(Entries with page source code)
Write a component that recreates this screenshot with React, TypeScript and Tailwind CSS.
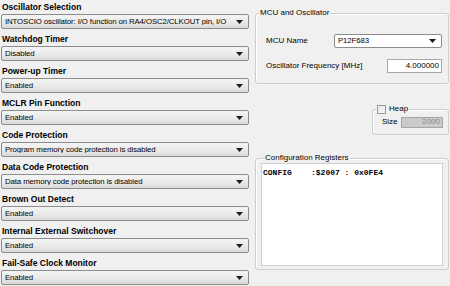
import React from 'react';

const font = { fontFamily: '"Liberation Sans", Arial, sans-serif' };

const options = [
    { label: 'Oscillator Selection', value: 'INTOSCIO oscillator: I/O function on RA4/OSC2/CLKOUT pin, I/O' },
    { label: 'Watchdog Timer', value: 'Disabled' },
    { label: 'Power-up Timer', value: 'Enabled' },
    { label: 'MCLR Pin Function', value: 'Enabled' },
    { label: 'Code Protection', value: 'Program memory code protection is disabled' },
    { label: 'Data Code Protection', value: 'Data memory code protection is disabled' },
    { label: 'Brown Out Detect', value: 'Enabled' },
    { label: 'Internal External Switchover', value: 'Enabled' },
    { label: 'Fail-Safe Clock Monitor', value: 'Enabled' },
];

const Caret: React.FC = () => (
    <svg width="7" height="4" viewBox="0 0 7 4" className="shrink-0">
        <path d="M0 0 H7 L3.5 4 Z" fill="#1a1a1a" />
    </svg>
);

const Combo: React.FC<{ value: string; className?: string }> = ({ value, className }) => (
    <div
        className={`flex items-center border border-[#8c8c8c] rounded-[2px] bg-linear-to-b from-[#f5f5f5] via-[#ebebeb] to-[#d9d9d9] pl-[3px] pr-[5px] ${className ?? ''}`}
    >
        <span className="flex-1 overflow-hidden whitespace-nowrap text-[7.8px] leading-none tracking-[-0.1px] text-black">{value}</span>
        <Caret />
    </div>
);

const App: React.FC = () => {
    return (
        <div className="w-[450px] h-[286px] bg-[#f0f0f0] flex overflow-hidden text-black" style={font}>
            {/* left: config bits */}
            <div className="w-[250px] pl-[1px] pr-[1px] flex flex-col">
                {options.map(opt => (
                    <div key={opt.label} className="flex flex-col mb-[3px]">
                        <div className="h-[14px] flex items-center pl-[1px] text-[8.5px] font-bold">{opt.label}</div>
                        <Combo value={opt.value} className="h-[15px]" />
                    </div>
                ))}
            </div>

            {/* right: mcu settings */}
            <div className="w-[194px] ml-[5px] flex flex-col">
                <fieldset className="mt-[8px] h-[76px] border border-[#cdcdcd] rounded-[3px] shadow-[inset_1px_1px_0_#fff]">
                    <legend className="ml-[3px] px-[1px] text-[8px] leading-[10px]">MCU and Oscillator</legend>
                    <div className="mt-[16px] flex items-center h-[14px] text-[8px]">
                        <span className="w-[78px] pl-[10px]">MCU Name</span>
                        <Combo value="P12F683" className="h-[14px] w-[108px] bg-none! bg-white rounded-[1px] border-[#7a7a7a]" />
                    </div>
                    <div className="mt-[11px] flex items-center h-[14px] text-[8px]">
                        <span className="w-[131px] pl-[10px] whitespace-nowrap">Oscillator Frequency [MHz]</span>
                        <div className="w-[55px] h-[14px] bg-white border border-[#a8a8a8] flex items-center justify-end pr-[2px]">4.000000</div>
                    </div>
                </fieldset>

                <fieldset className="self-end mt-[20px] w-[77px] h-[31px] border border-[#cdcdcd] rounded-[3px] shadow-[inset_1px_1px_0_#fff]">
                    <legend className="ml-[3px] px-[1px] flex items-center gap-[3px] text-[8px] leading-[10px]">
                        <span className="w-[9px] h-[9px] border border-[#9a9a9a] bg-linear-to-br from-[#e6e6e6] to-[#fafafa]" />
                        Heap
                    </legend>
                    <div className="mt-[2px] flex items-center text-[8px]">
                        <span className="pl-[9px] w-[28px]">Size</span>
                        <div className="w-[42px] h-[11px] border border-[#a5a5a5] bg-[#cacaca] text-[#8c8c8c] flex items-center justify-end pr-[2px]">2000</div>
                    </div>
                </fieldset>

                <fieldset className="mt-[18px] h-[117px] border border-[#cdcdcd] rounded-[3px] shadow-[inset_1px_1px_0_#fff] px-[5px]">
                    <legend className="ml-[3px] px-[1px] text-[8px] leading-[10px]">Configuration Registers</legend>
                    <div className="h-[103px] bg-white border border-[#d0d0d0] pl-[1px] pt-[4px]">
                        <pre className="text-[8px] font-bold leading-[10px]" style={{ fontFamily: '"Liberation Mono", "Courier New", monospace' }}>
                            {'CONFIG    :$2007 : 0x0FE4'}
                        </pre>
                    </div>
                </fieldset>
            </div>
        </div>
    );
};

export default App;
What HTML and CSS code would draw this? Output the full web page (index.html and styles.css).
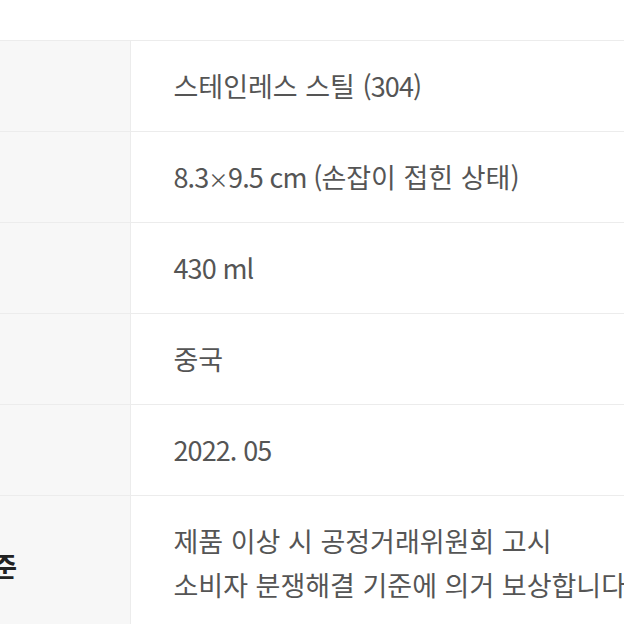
FILE: index.html
```html
<!DOCTYPE html>
<html lang="ko">
<head>
<meta charset="utf-8">
<link rel="stylesheet" href="styles.css">
</head>
<body>
<div class="page">
  <table class="spec">
    <colgroup><col class="c-label"><col class="c-value"></colgroup>
    <tr><th>재질</th><td>스테인레스 스틸 <span class="lat">(304)</span></td></tr>
    <tr><th>크기</th><td><span class="lat">8.3<span class="x">×</span>9.5 cm (</span>손잡이 접힌 상태<span class="lat">)</span></td></tr>
    <tr><th>용량</th><td><span class="lat">430 ml</span></td></tr>
    <tr><th>제조국</th><td>중국</td></tr>
    <tr><th>제조년월</th><td><span class="lat">2022. 05</span></td></tr>
    <tr><th>품질보증기준</th><td>제품 이상 시 공정거래위원회 고시<br>소비자 분쟁해결 기준에 의거 보상합니다.</td></tr>
  </table>
</div>
</body>
</html>
```
FILE: styles.css
```css
html, body {
  margin: 0;
  padding: 0;
  overflow: hidden;
  background: #fff;
}
.page {
  padding-top: 40px;
  margin-left: -300px;
  width: 1400px;
  font-family: "Noto Sans CJK KR", "Noto Sans", sans-serif;
}
.spec {
  border-collapse: collapse;
  table-layout: fixed;
  width: 1200px;
  border-top: 1px solid #ececec;
}
.c-label { width: 430px; }
.c-value { width: 770px; }
.spec tr {
  border-bottom: 1px solid #ececec;
}
.spec th {
  background: #f7f7f7;
  border-right: 1px solid #ececec;
  text-align: left;
  padding: 4px 0 0 168px;
  font-size: 27px;
  font-weight: 700;
  color: #222;
  white-space: nowrap;
  overflow: hidden;
}
.spec td {
  padding: 23px 20px 23px 43px;
  font-size: 27px;
  line-height: 44px;
  color: #555;
  white-space: nowrap;
}
.lat {
  letter-spacing: -0.9px;
}
.x {
  font-size: 0.75em;
  line-height: 1;
  letter-spacing: -0.5px;
}
```
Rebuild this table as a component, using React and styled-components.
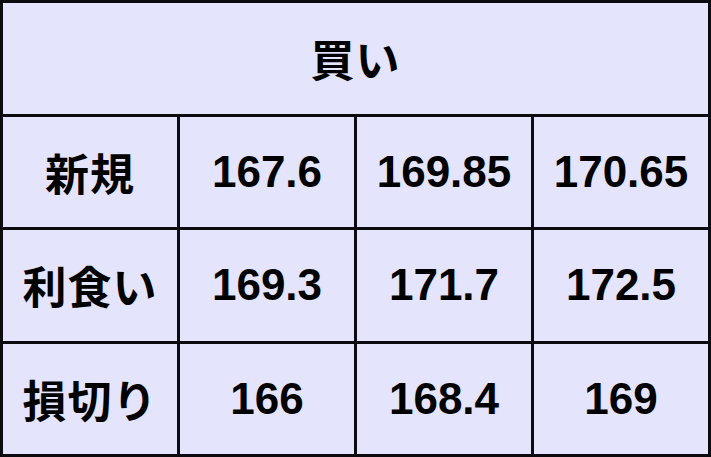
import React from "react";
import styled, { createGlobalStyle } from "styled-components";

const GlobalStyle = createGlobalStyle`
  html, body {
    margin: 0;
    padding: 0;
    background: #ffffff;
  }
`;

const rows = [
  { label: "新規", values: ["167.6", "169.85", "170.65"] },
  { label: "利食い", values: ["169.3", "171.7", "172.5"] },
  { label: "損切り", values: ["166", "168.4", "169"] },
];

const App = () => {
  return (
    <>
      <GlobalStyle />
      <Table>
        <HeaderCell>買い</HeaderCell>
        {rows.map((row) => (
          <React.Fragment key={row.label}>
            <Cell $label>{row.label}</Cell>
            {row.values.map((v, i) => (
              <Cell key={i}>{v}</Cell>
            ))}
          </React.Fragment>
        ))}
      </Table>
    </>
  );
};

const Table = styled.div`
  width: 711px;
  height: 457px;
  box-sizing: border-box;
  display: grid;
  grid-template-columns: repeat(4, 1fr);
  grid-template-rows: repeat(4, 1fr);
  gap: 3px;
  padding: 3px;
  background: #0c0c10;
`;

const Cell = styled.div`
  display: flex;
  align-items: center;
  justify-content: center;
  background: #e4e4fd;
  color: #000;
  font-family: "Liberation Sans", Arial, "Noto Sans CJK JP", sans-serif;
  font-weight: bold;
  font-size: 44px;
  letter-spacing: ${(p) => (p.$label ? "1px" : "0")};
`;

const HeaderCell = styled(Cell)`
  grid-column: 1 / -1;
  letter-spacing: 1px;
`;

export default App;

Given request: From the data, pick out every line that includes "index".

Result of the task:
What HTML and CSS code would draw this? Output the full web page (index.html and styles.css).
FILE: index.html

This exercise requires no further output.